Ernest Borgnine en 2011, durante los Screen Actors Guild Awards en Los Angeles. Foto: Reuters



Creo que la última vez que disfruté de su magnética presencia en la pantalla fue en el cortometraje USA de Sean Penn, uno de los más controvertidos del largometraje colectivo 11'09''01 (y que puede verse al final de esta noticia). El peso interpretativo de un anciano Ernest Borgnine (Connecticut, 1917 - Los Angeles, 2012) se suma al peso político de la pieza: la luz entra en la vivienda del anciano cuando se desploman las torres gemelas del World Trade Center. A su modo, el filme trataba de la vida y la muerte, de una posibilidad de resurgimiento. Recio, orondo y fortachón, pero con rostro de buena persona, Borgnine nunca deslumbró con la luz artificial de las estrellas hollywoodenses -lo más cerca que estuvo fue con el Oscar que consiguió por Marty (Delbert Mann, 1955), en compeitición con James Cagney, Frank Sinatra, James Dean y Spencer Tracy-, pero labró su carrera medianete personajes secundarios de poderosa influencia, bajo el estigma de poseer un rostro poco agraciado, aunque de ojos tremendamente expresivos, en el museo de bellezas de la industria.



Tenía esa cualidad italo-americano que alimentaba el carisma de grandes intérpretes, como luego lo serían Ben Gazarra o Joe Pesci, a quienes uno no puede evitar asociar como integrantes de una misma casta, una misma clase de personalidad, dispuesta siempre a interpretar roles de constitución dura, áspera, en ocasiones cruel. Fue su madre quien, cuando Borgnine regresó del ejército tras una década sirviendo en la Marina de Estados Unidos, al acabar la II Guerra Mundial, le animó a probar suerte en la industria del espectáculo. Debutó en Broadway dando vida a un enfermero en Harvey. Luego llegó el cine. Entre sus primeros trabajos (ha fallecido con 95 años y practicó el oficio durante seis décadas), le recordamos como el sargento que propina una paliza a Frank Sinatra en De aquí a la eternidad (Fred Zinnemann, 1953), o como uno de los matones que hace la vida imposible a Spencer Tracy en Conspiración de silencio (John Sturges, 1955). Entre ambas producciones, dejó su marca en los clásicos del western Johnny Guitar (Nicholas Ray, 1954) y Veracruz (Robert Aldrich, 1954). Pero su papel inmortal en el género por excelencia del cine americano sería el de Dutch Engstrom, uno de los sangrientos pistoleros del Grupo Salvaje (1968) de Sam Peckinpah, que acunaba un rifle en sus brazos como si fuera un bebé, que intercambiaba la ternura y la locura en su mirada encendida.

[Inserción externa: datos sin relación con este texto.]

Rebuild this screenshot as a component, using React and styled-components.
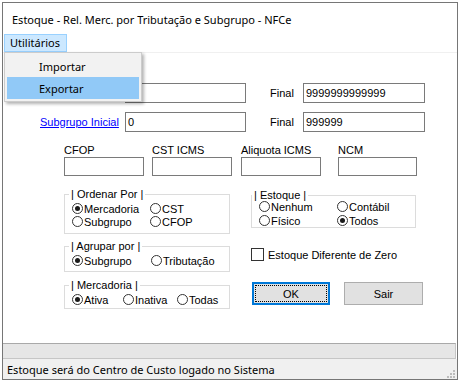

El núcleo alimenticio de su carrera actoral se gestó en papeles televisivos -el popular Quinton McHale de la serie Barco a la vista (1962)-, si bien interpretó no menos de un centenar de personajes cinematográficos. A lo largo de las décadas, participó en filmes memorables y en compañía de grandes intérpretes como Bette Davis en The Catered Affair (Richard Brooks, 1956), Rock Hudson en Estación polar Cebra (1968) o Lee Marvin en El emperador del Norte (Robert Aldrich, 1973). Sin abandonar su prestigio actoral, que demostró en papeles tan desafiantes como el del director del FBI en Hoover (Rick Pamplin, 2000), a lo largo de su dilatada carrera se especializó en superproducciones históricas y de acción como Los vikingos (Richard Fleischer, 1958), Torpedo Run (Joseph Penvey, 1958), Barrabás (Richard Fleischer, 1961), Doce del patíbulo (Robert Aldrich, 1967) o La aventura del Poseidón (Ronald Neame, 1972). Su última actuación ha sido para le película (todavía inacabada) The Man Who Shook the Hand of Vicente Fernandez, que protagoniza en la piel de un anciano resentido porque nunca ha conquistado la fama ni ha encontrado un sentido a su vida. De lo primero no andó sobrado, pero sí de lo segundo.